In the first three-quarters of 2007, China shuttered old-fashioned production facilities that produced 25 million tons of cement, 400,000 tons of calcium carbide, 11 million tons of coke, 9.7 million tons of iron and 8.7 million tons of steel, according to government statistics.
Thousands of fiery furnaces and smokestacks remain, of course, presenting an enormous opportunity and challenge.
The central government launched a program in 2006 to improve the efficiency of China's largest 1,000 enterprises, which collectively consume about a third of the country's primary energy and half of its industrial energy.
Each state-owned company has its own conservation target to offset the annual consumption of 100 million metric tons of coal, collectively. The climate savings equate to between 250 million and 300 million metric tons of carbon dioxide -- roughly equal to Poland's annual greenhouse-gas emissions, said Lynn Price, a scientist at the Lawrence Berkeley National Laboratory.
The 1,000 companies are achieving their targets so far, due largely to the government's leverage to promote and demote executives, explained Jiang Lin, who directs the China Sustainable Energy Program, an arm of the Energy Foundation, a grant-making organization.
The "Herculean task," Lin contends, is spurring conservation among the millions of Chinese companies under local or private ownership.
For China to hit the economy-wide conservation target in its five-year plan, provinces must reduce their collective energy consumption about 4 percent per GDP unit annually, compared to 2005.
The provinces achieved savings of 1.3 percent in 2006 and 3.3 percent last year, according to a forthcoming paper by Price and her colleagues at the Berkeley, Calif.-based lab.
Lin attributed the shortcomings to China's rapid transition to a market-based economy.
"China is largely a private economy now," Lin said. "How do you enforce a mandate when you don't have direct ownership of companies?"
The answer could come in the form of an amended energy conservation law that took effect in April, Tsinghua University law professor Wang suggested.
The law includes first-time subsidies for manufacturers and builders to make capital efficiency investments. Perhaps more important, the law requires district, county and provincial governments to report annually on their conservation progress to the central government, Wang said.
As with the "Top 1,000" program, those who conserve get promoted. Those who don't could lose their jobs.

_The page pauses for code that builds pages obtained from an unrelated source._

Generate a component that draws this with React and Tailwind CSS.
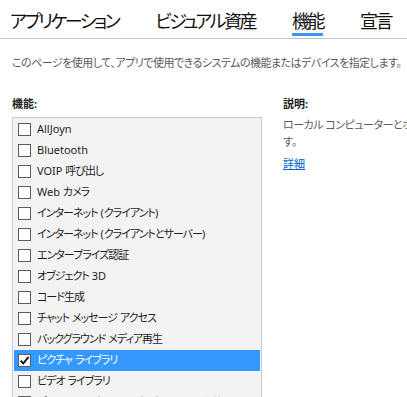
import React from 'react';

const tabs = [
  { label: 'アプリケーション', active: false },
  { label: 'ビジュアル資産', active: false },
  { label: '機能', active: true },
  { label: '宣言', active: false },
];

const caps = [
  { label: 'AllJoyn' },
  { label: 'Bluetooth' },
  { label: 'VOIP 呼び出し' },
  { label: 'Web カメラ' },
  { label: 'インターネット (クライアント)' },
  { label: 'インターネット (クライアントとサーバー)' },
  { label: 'エンタープライズ認証' },
  { label: 'オブジェクト 3D' },
  { label: 'コード生成' },
  { label: 'チャット メッセージ アクセス' },
  { label: 'バックグラウンド メディア再生' },
  { label: 'ピクチャ ライブラリ', checked: true, selected: true },
  { label: 'ビデオ ライブラリ' },
  { label: 'プライベート ネットワーク (クライアントとサーバー)' },
];

// Japanese runs get a slightly tighter tracking so they sit closer to the UI font widths
const Jp = ({ text }) =>
  text.split(/([\u3000-\u9fff\uff00-\uffef]+)/).map((part, i) =>
    /[\u3000-\u9fff\uff00-\uffef]/.test(part) ? (
      <span key={i} className="tracking-[-1px]">{part}</span>
    ) : (
      <span key={i}>{part}</span>
    )
  );

const Check = ({ checked }) => (
  <span className="w-[13px] h-[13px] shrink-0 border border-[#5c5c5c] bg-white flex items-center justify-center">
    {checked && (
      <svg width="11" height="11" viewBox="0 0 11 11">
        <path d="M1.6 5.6 L4.3 8.4 L9.6 1.8" fill="none" stroke="#111" strokeWidth="1.9" />
      </svg>
    )}
  </span>
);

const App = () => {
  return (
    <div className="w-[407px] h-[397px] overflow-hidden bg-white text-[#1e1e1e] font-['Noto_Sans','Noto_Sans_CJK_JP',sans-serif] [font-feature-settings:'palt']">
      {/* Tabs */}
      <div className="flex items-end gap-[37px] pl-[10px] h-[39px] border-b border-[#c4c4c4] whitespace-nowrap">
        {tabs.map((t) => (
          <div key={t.label} className="flex flex-col items-stretch">
            <span className="text-[18px] leading-[24px] tracking-[-2.5px] text-[#111]">{t.label}</span>
            <span className={`h-[3px] mb-[2px] ${t.active ? 'bg-[#3c96f5]' : 'bg-transparent'}`} />
          </div>
        ))}
      </div>

      {/* Intro */}
      <p className="pl-[12px] mt-[15px] text-[11px] leading-[18px] tracking-[-0.5px] text-[#5a5a5a] whitespace-nowrap">
        このページを使用して、アプリで使用できるシステムの機能またはデバイスを指定します。
      </p>

      <div className="flex mt-[24px] pl-[12px]">
        {/* Capabilities */}
        <div className="w-[250px] shrink-0">
          <div className="text-[11px] leading-[16px] font-bold text-[#1e1e1e] mb-[5px]">機能:</div>
          <div className="border border-[#c9c9d8] bg-[#f3f3f3] pt-[1px] px-[1px]">
            {caps.map((c) => (
              <div
                key={c.label}
                className={`h-[21px] flex items-center gap-[6px] pl-[4px] text-[11px] whitespace-nowrap overflow-hidden ${
                  c.selected ? 'bg-[#3399ff] text-white' : 'text-[#1e1e1e]'
                }`}
              >
                <Check checked={c.checked} />
                <span><Jp text={c.label} /></span>
              </div>
            ))}
          </div>
        </div>

        {/* Description */}
        <div className="ml-[21px] min-w-0 overflow-hidden">
          <div className="text-[11px] leading-[16px] font-bold text-[#1e1e1e] mb-[4px]">説明:</div>
          <div className="text-[11px] leading-[17px] tracking-[-0.5px] text-[#5a5a5a] whitespace-nowrap">
            ローカル コンピューターとホーム ネットワーク上のピクチャ ライブラリにアクセスできま
          </div>
          <div className="text-[11px] leading-[17px] text-[#5a5a5a]">す。</div>
          <a href="#" className="inline-block mt-[3px] text-[11px] leading-[17px] text-[#0066cc] underline">
            詳細
          </a>
        </div>
      </div>
    </div>
  );
};

export default App;
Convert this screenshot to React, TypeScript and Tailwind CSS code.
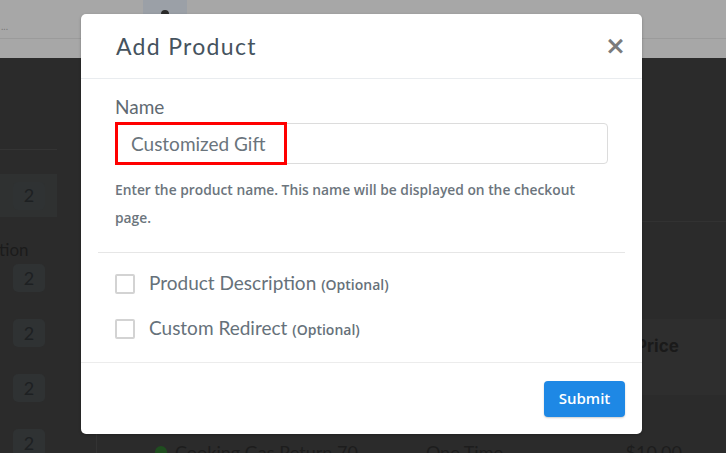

"Compliance is possible because of the party-based system of promotion for those who are loyal," explained Deborah Seligsohn, director of the World Resources Institute's China program. "Clear metrics for promotion are a very effective tool in China."
But as China's economy evolves, market-based tools may prove even more effective, Lin suggested.
Paying up-front costs
The number of Chinese energy service companies, known as ESCOs, has increased from about three a decade ago to about 100 today, according to the World Bank. Such companies typically sign performance contracts with manufacturers to pay for capital efficiency improvements, such as installing boilers that recover waste heat or renovating kiln furnaces.
ESCO investments in Chinese energy performance contracting projects topped $1 billion last year -- more than triple the investment in 2006, said Robert Taylor, an analyst with the bank's East Asia Transport and Energy Sector Unit. The ESCO investment total is likely to be higher this year, he predicted.
The bank's executive board boosted those efforts last month when it approved a $200 million loan to China that will trickle down to ESCOs and industrial enterprises. The Global Environmental Fund will contribute an additional $13.5 million grant as part of the efficiency project.
The Asian Development Bank, meanwhile, expects to extend up to $1.5 billion in loans and $20 million in grants to China through 2010. The money will be targeted at several sectors, with a special focus on strengthening environmental protection.
Nongovernmental organizations working with the banks underscore that such efforts must be replicated widely to shrink China's carbon footprint.
The Natural Resources Defense Council worked with the Asian Development Bank to create a $100 million loan for industrial efficiency in China's southeastern Guangdong Province, which is home to scores of inefficient factories and some 20 million migrant workers.
The province's factories must pay their loan back, plus interest, as they save energy, said Barbara Finamore, who directs NRDC's China clean-energy program.
"Even though energy efficiency pays for itself eventually, people don't want to do it because there's a higher up-front cost," Finamore explained. "The market doesn't work the way it should for energy efficiency."
Targets and quotas
That is where computers are coming into play.
Finamore and her colleagues have developed software that shows industrial enterprises the areas where they could reduce their energy consumption. The software also indicates how much of a capital investment is needed.
NRDC has tested the software in three factories in Jiangsu Province, north of Shanghai, with the hope of creating a national template, Finamore said.
"If you can put enough energy-efficiency projects together, you can avoid the need for new power plants," she added.
The World Resources Institute is also working with the Chinese government to develop software that tracks industrial energy use and emissions. China program director Seligsohn considers the computer tool a starting point for the regulation of carbon dioxide and other heat-trapping gases.
"The fact that China is struggling with how to measure this stuff -- and they should be struggling as a developing country -- means they're nowhere near ready to take a cap on carbon," Seligsohn said. "But this is a crucial first step, because I think the way the Chinese are going to govern CO2 is with targets and quotas.
"That's what people are used to," she added.
Roger Ballentine, who led a Clinton administration climate task force before joining China Energy Recovery's advisory board, echoed Seligsohn's remarks.
"One of the biggest issues in the U.S. and international debate is what we will do with China and India," Ballentine said. "At the end of the day, the answer will come from demonstrating that there are economic paths to significant energy reductions in developing countries."